Kırkiki sinema yazarından en iyi Türk filmi diye "Sevmek Zamanı" kararı çıkınca, ister istemez bir ilgi hasıl oluyor. Önceden de sıkça duyduğumdan, nihayet filmi izledim.
Gelelim filme;Halil bir boyacıdır ve Ada'da boyacılık yapmaktadır. Bir gün çalıştığı evde bir resim görür ve resme aşık olur. Nihayetinde boş zamanlarında gelip resmi seyre koyulur. Yine böyle bir günde, resmin sahibi olan Meral eve gelir. Halil'i resmini seyrederken görür. Böylece karşılaşmış olurlar. Meral Halil'in kendisine karşı ilgisini anlamaya çalışır. Fakat Halil, Meral'e değil, resmine aşık olduğunu söyleyecektir. Bu kısım genellikle surete aşk temasıyla tanımlanmış amma gel gör ki film surete aşk temasını işlemiyor. Filme bu açıdan bakmak hatalı olur. Halil, dümdüz Meral'e aşıktır ama geçmişin kırgınlıkları ve yaralanma korkusu ve zayıf karakteri bunu açıklamasına engeldir. Nihayetinde iki karakterinde psikolojik açıdan çok sağlam olduğunu söylemek zor. Film bundan sonra bol bol siyah beyaz manzara görüntüleri ve müzikler eşliğinde nihayetleniyor.

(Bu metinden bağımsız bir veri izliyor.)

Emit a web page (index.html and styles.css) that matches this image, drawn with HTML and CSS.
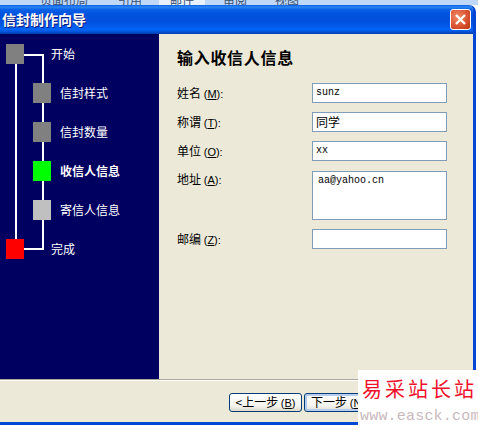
FILE: index.html
```html
<!DOCTYPE html>
<html lang="zh-CN">
<head>
<meta charset="utf-8">
<title>信封制作向导</title>
<link rel="stylesheet" href="styles.css">
</head>
<body>
<div class="screen">
  <div class="ribbon">
    <span class="tab tab-a">页面布局</span>
    <span class="tab tab-b">引用</span>
    <span class="tab tab-c">邮件</span>
    <span class="tab tab-d">审阅</span>
    <span class="tab tab-e">视图</span>
  </div>
  <div class="window">
    <div class="titlebar">
      <span class="title">信封制作向导</span>
      <span class="close"><svg width="13" height="13" viewBox="0 0 13 13"><path d="M2 2 11 11M11 2 2 11" stroke="#fff" stroke-width="2.4" fill="none"/></svg></span>
    </div>
    <div class="main">
      <nav class="nav">
        <i class="line line-outer"></i>
        <i class="line line-left"></i>
        <i class="line line-top"></i>
        <i class="line line-bottom"></i>
        <i class="node n1"></i><span class="step s1">开始</span>
        <i class="node n2"></i><span class="step s2">信封样式</span>
        <i class="node n3"></i><span class="step s3">信封数量</span>
        <i class="node n4"></i><span class="step s4 current">收信人信息</span>
        <i class="node n5"></i><span class="step s5">寄信人信息</span>
        <i class="node n6"></i><span class="step s6">完成</span>
      </nav>
      <section class="content">
        <h1 class="heading">输入收信人信息</h1>
        <div class="form">
          <label class="label">姓名 <span class="key">(<u>M</u>):</span></label>
          <div class="field mono">sunz</div>
          <label class="label">称谓 <span class="key">(<u>T</u>):</span></label>
          <div class="field">同学</div>
          <label class="label">单位 <span class="key">(<u>O</u>):</span></label>
          <div class="field mono">xx</div>
          <label class="label label-area">地址 <span class="key">(<u>A</u>):</span></label>
          <div class="field area mono">aa@yahoo.cn</div>
          <label class="label">邮编 <span class="key">(<u>Z</u>):</span></label>
          <div class="field"></div>
        </div>
      </section>
    </div>
    <footer class="footer">
      <button class="btn">&lt;上一步 <span class="key">(<u>B</u>)</span></button>
      <button class="btn btn-default">下一步 <span class="key">(<u>N</u>)</span></button>
    </footer>
  </div>
  <div class="watermark">
    <div class="wm-cn">易采站长站</div>
    <div class="wm-url">www.easck.com</div>
  </div>
</div>
</body>
</html>
```
FILE: styles.css
```css
* { box-sizing: border-box; }
html, body { margin: 0; padding: 0; background: #fff; }
body { width: 478px; height: 430px; overflow: hidden; }
.screen {
  position: relative;
  width: 478px;
  height: 430px;
  overflow: hidden;
  font-family: "Noto Sans CJK SC", "Liberation Sans", sans-serif;
  font-size: 12px;
  color: #000;
}
.ribbon {
  height: 5px;
  background: #bfd8f8;
  overflow: hidden;
  display: flex;
  color: #3a4f72;
}
.tab { display: block; margin-top: -8px; line-height: 16px; height: 13px; }
.tab-a { margin-left: 40px; width: 78px; }
.tab-b { width: 41px; }
.tab-c { width: 46px; padding-left: 11px; background: #e8f1fb; }
.tab-d { margin-left: 18px; width: 52px; }
.window {
  width: 476px;
  height: 420px;
  background: #ece9d8;
  border-right: 3px solid #0046d5;
  border-bottom: 3px solid #0046d5;
  border-top-right-radius: 7px;
  overflow: hidden;
  display: flex;
  flex-direction: column;
}
.titlebar {
  height: 29px;
  flex: none;
  display: flex;
  align-items: center;
  justify-content: space-between;
  padding: 0 2px 1px 2px;
  background: linear-gradient(#0a5de0 0, #2a86f5 7%, #0a60e8 16%, #0053de 30%, #0050dc 55%, #0059ea 72%, #0265f5 85%, #0052d6 93%, #003aa8 100%);
}
.title {
  color: #fff;
  font-size: 14px;
  font-weight: 700;
  line-height: 16px;
  text-shadow: 1px 1px 0 #0a1a80;
}
.close {
  width: 21px;
  height: 21px;
  display: flex;
  align-items: center;
  justify-content: center;
  border: 1px solid #fff;
  border-radius: 3px;
  background: radial-gradient(circle at 35% 35%, #ee8a68, #d9502f 60%, #b83512);
}
.main { height: 345px; flex: none; display: flex; }
.nav { position: relative; width: 159px; flex: none; background: #000060; color: #fff; }
.node { position: absolute; width: 18px; height: 20px; }
.n1 { left: 6px; top: 10px; background: #808080; }
.n2 { left: 33px; top: 49px; background: #808080; }
.n3 { left: 33px; top: 88px; background: #808080; }
.n4 { left: 33px; top: 127px; background: #00ff00; }
.n5 { left: 33px; top: 166px; background: #c0c0c0; }
.n6 { left: 6px; top: 205px; background: #ff0000; }
.line { position: absolute; background: #fff; }
.line-outer { left: 42px; top: 20px; width: 2px; height: 196px; }
.line-left { left: 15px; top: 30px; width: 2px; height: 175px; }
.line-top { left: 24px; top: 20px; width: 20px; height: 2px; }
.line-bottom { left: 24px; top: 214px; width: 20px; height: 2px; }
.step { position: absolute; line-height: 16px; white-space: nowrap; }
.s1 { left: 51px; top: 12px; }
.s2 { left: 60px; top: 51px; }
.s3 { left: 60px; top: 90px; }
.s4 { left: 60px; top: 129px; font-weight: 700; }
.s5 { left: 60px; top: 168px; }
.s6 { left: 51px; top: 207px; }
.content { flex: 1; padding: 13px 0 0 18px; }
.heading { margin: 0; font-size: 16px; font-weight: 700; line-height: 20px; height: 36px; letter-spacing: 0.7px; }
.form {
  display: grid;
  grid-template-columns: 135px 135px;
  grid-auto-rows: min-content;
  row-gap: 9px;
}
.label { line-height: 20px; height: 20px; white-space: nowrap; }
.label-area { margin-top: -1px; }
.key { font-family: "Liberation Sans", sans-serif; font-size: 11px; }
.field {
  height: 20px;
  background: #fff;
  border: 1px solid #7f9db9;
  padding: 0 3px;
  line-height: 18px;
  white-space: nowrap;
}
.mono { font-family: "Liberation Mono", monospace; font-size: 10px; }
.area { height: 49px; margin-top: 1px; padding: 3px 5px; line-height: 12px; }
.footer {
  flex: 1;
  border-top: 1px solid #aca899;
  box-shadow: inset 0 1px 0 #fff;
  display: flex;
  gap: 2px;
  padding: 13px 0 0 229px;
}
.btn {
  width: 73px;
  height: 19px;
  padding: 0;
  font-family: inherit;
  font-size: 12px;
  line-height: 15px;
  color: #000;
  border: 1px solid #003c74;
  border-radius: 3px;
  background: linear-gradient(#fff, #f4f3ee 70%, #dcd8cc);
  white-space: nowrap;
}
.btn-default {
  width: 75px;
  box-shadow: inset 0 0 0 2px #b5cdf0;
  text-align: left;
  padding-left: 6px;
}
.watermark {
  position: absolute;
  left: 358px;
  top: 370px;
  width: 120px;
  height: 60px;
  background: #fff;
  overflow: hidden;
}
.wm-cn {
  margin: 6px 0 0 4px;
  font-size: 20px;
  line-height: 26px;
  letter-spacing: 3px;
  color: #f0102c;
  white-space: nowrap;
}
.wm-url {
  margin: 7px 0 0 2px;
  font-family: "Liberation Mono", monospace;
  font-size: 15px;
  line-height: 16px;
  letter-spacing: 0.2px;
  color: #c9b9bd;
  white-space: nowrap;
}
```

Velhasılı kelam zayıf karakterli bir adamın hikayesidir. Bir de eski İstanbul manzaraları var ki filmde bence çok ilgi çekici. Maslak'ın 1965 halini izlemek isterseniz, muhakkak bakın derim.
Filmi teknik olarak incelemek haddim değildir ama hikaye ortada, ya bu yazar arkadaşlar bence biz farklıyız moduna girmişler iyice. Muhtemelen film popüler olsaydı karşısında olurlardı. Ne iyi ne kötü derim orta kalite de bir filmdir. Hareket sevenler uzak dursun nitekim oldukça ağırdır.